Jan Fabre e il suo doppio

Chapter VIII

E’ lecito supporre che l’imprevedibile e visionario Jan Fabre (Anversa, 1958) stia covando da  tempo un amore nient’affatto platonico per il volubile clima artistico della Capitale, perennemente oscillante tra l’archeologia e la sperimentazione. Eccolo, come regista, nel primo scorcio di ottobre al Teatro Argentina per il Romaeuropa Festival, presentare Belgian rules/Belgium rules, un omaggio amaramente carnascialesco alla sua terra nativa. Ed eccolo di nuovo, in questi giorni, in veste di scultore, alla Galleria Magazzino Arte Moderna, esattamente per la sesta volta, con la mostra Maskers, una raccolta di autoritratti in bronzo dorato ed in cera. Eh sì, perché a Fabre piace trafficare con le Muse e intrecciarne le arti: eterno gioco di stregoneria e mestiere, scriverà nel suo Giornale notturno, una sorta di giovanile autoritratto in prosa.

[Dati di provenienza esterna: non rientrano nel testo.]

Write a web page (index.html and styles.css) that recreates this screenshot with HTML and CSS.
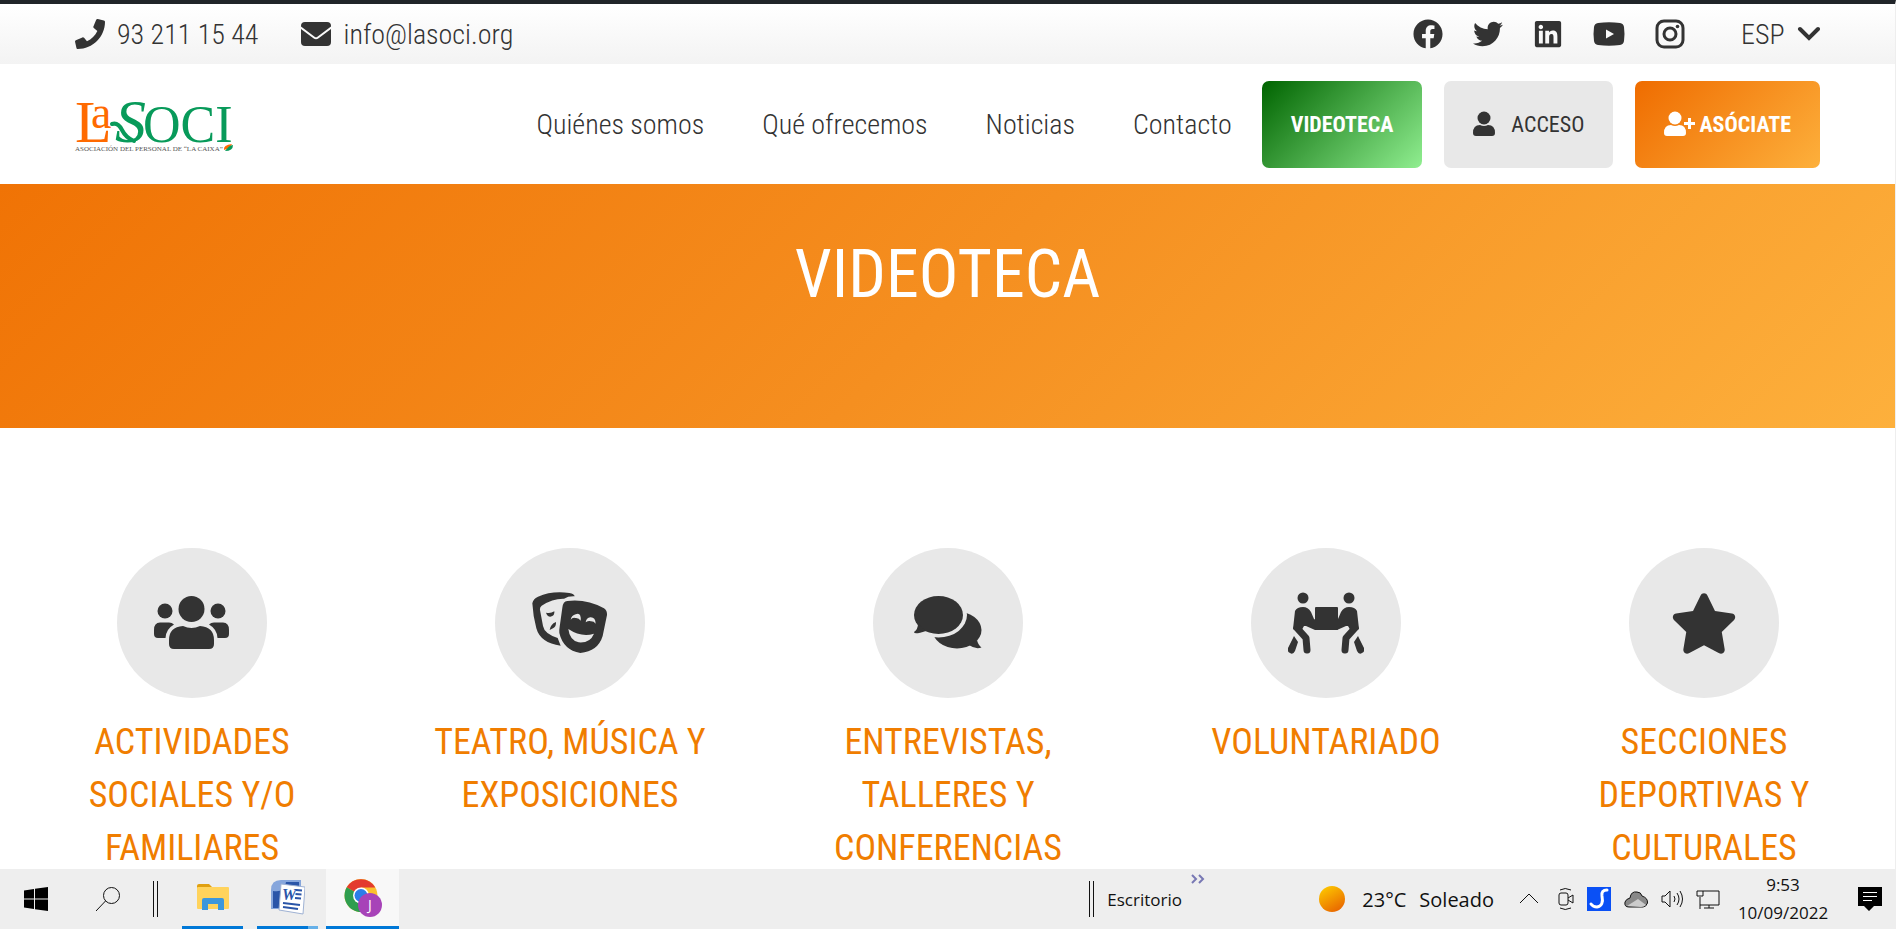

Ci aggiriamo tra i busti dove l’identità del polimorfo scultore estrosamente si moltiplica: quasi tutti – o almeno quelli che più ci colpiscono – si presentano cornuti o orecchiuti, cioè, in qualche modo, animaleschi. Il piacere estetico-fisico dell’autoritratto, dell’impatto retinico della proprio Io oggettivato in un’immagine plastica o pittorica, è una tentazione a cui pochi artisti di figura hanno saputo resistere. Fino a giungere, in certi casi più critici, alla necessità surrettizia della coazione. Come se, con una sorta di cortocircuito corticale, il pensiero immaginativo speculasse e rispecchiasse se stesso, restituendo, alchemicamente trasmutato, il proprio simulacro di carne. Primo artista ad avere ricevuto, in vita, l’onore di una personale al Louvre, questo fantasioso “servitore della bellezza” – come ama definirsi – sembra cercare nella propria corporeità l’abbrivio del movimento creativo: una tentazione concettuale avvinta alla fluida biologia ctonia delle lacrime, del sangue e dello sperma – di cui si è servito in alcuni dei suoi lavori – fino alla dionisiaca ibridazione teriomorfica degli autoritratti che ci circondano in questa appartata galleria romana, trasformata per l’occasione in un sorprendente e ovattato Tiaso.

La terra fiamminga ha generato Rubens, Van Eyck, Rops, Ensor, Magritte, e ci sembra che un rivolo di questo sangue molteplice scorra nelle vene impervie dell’artista di Anversa. Osserviamo ancora una volta le corna di varia foggia e le orecchie asinine che adornano i busti: bestiali, mitologiche appendici protese come improbabili antenne a captare timidi lacerti di bellezza. Un’immagine suggestiva  che ci conduce alle soglie del mistero dell’Arte.